If this was a virgin part, then it should be in an erased state. Any value read out should be 0xff, which would be all high on the SO line. If you write had worked, then we would read back your value. If this was a re-used part, we have no idea what the read would fetch.

SW Controlled write protection

edit: I originally missed the 3.3v to WP#, as configured WREN should suffice.

Look at table 2-4 to work out what you have and what you want.

image1684×496 159 KB

There are commands to access the status register. I would suggest that you add a read of the status register in your start up to make sure WPEN is disabled (0) so when you set WEL with the WREN command it has control over write protect.

Summary

1. check scope for cleaner/different signal. The fix should change something.
2. check Status Reg in software.
3. reach out again if you continue to have problems, but include updated board photo and scope screen captures please.

What is the blue component between PWR and GND? Yes it is a buffer capacitor 100nF.
WP# = 3.3V (power supply voltage)
One more question should I use the SPI_LAST codes or not.
Hence the question regarding an example code.

I am a fan of explicit, but seeing the waveform, the implicit last in the two parameter call is happening. The two calls do the same, but one is easier to understand what is going on.

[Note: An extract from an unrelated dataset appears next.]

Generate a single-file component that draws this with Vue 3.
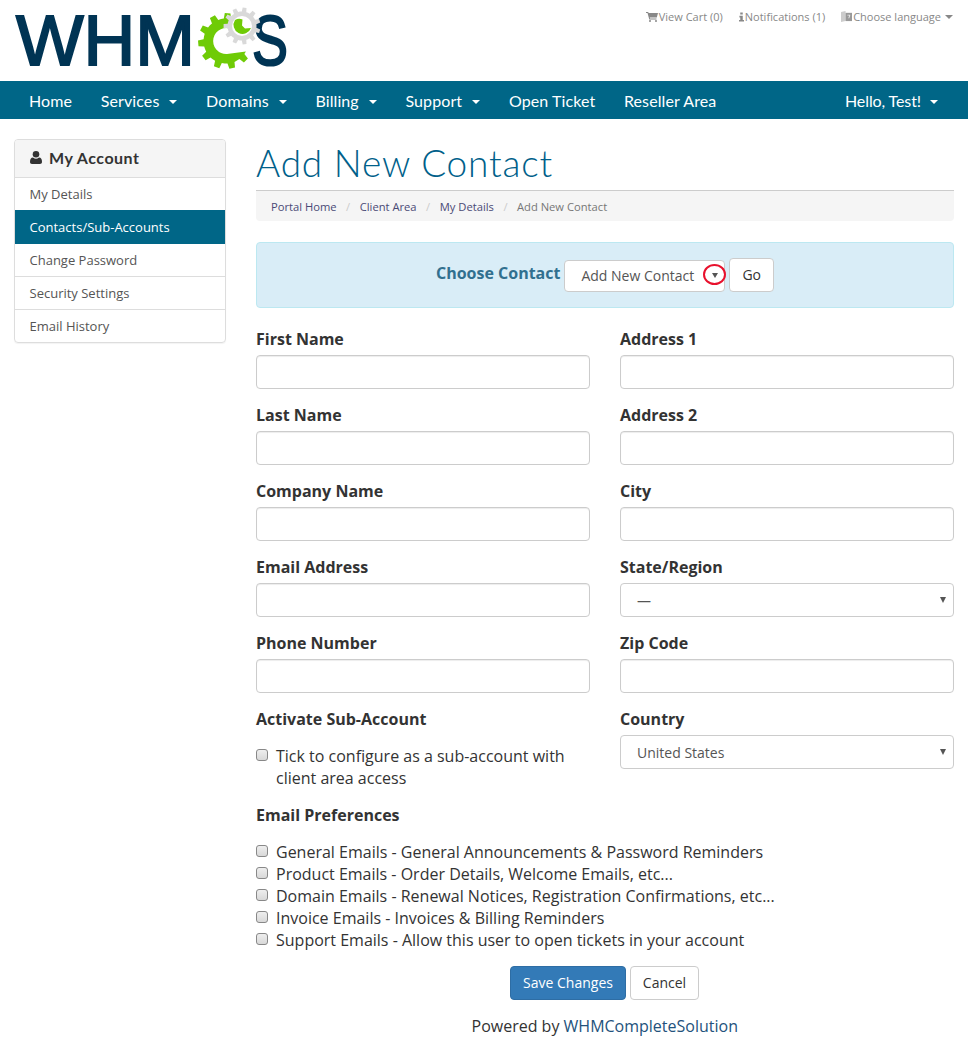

I would say that the best practice would be to use the explicit. Say you were to later have a write where send the WREN, WRITE ADDR and you send several buffer writes, using the three parameter you can easily see when you are closing the write with the SPI LAST.

With the implicit last, you may later add in another transfer after the final one, and wonder why it was never received.

Explicit code may be more verbose, but the intent is clearer, making debug easier.

And yes, looking closer, I missed that short red jumper for WP#. If you are not writing still, then the WPEN flag is probably set.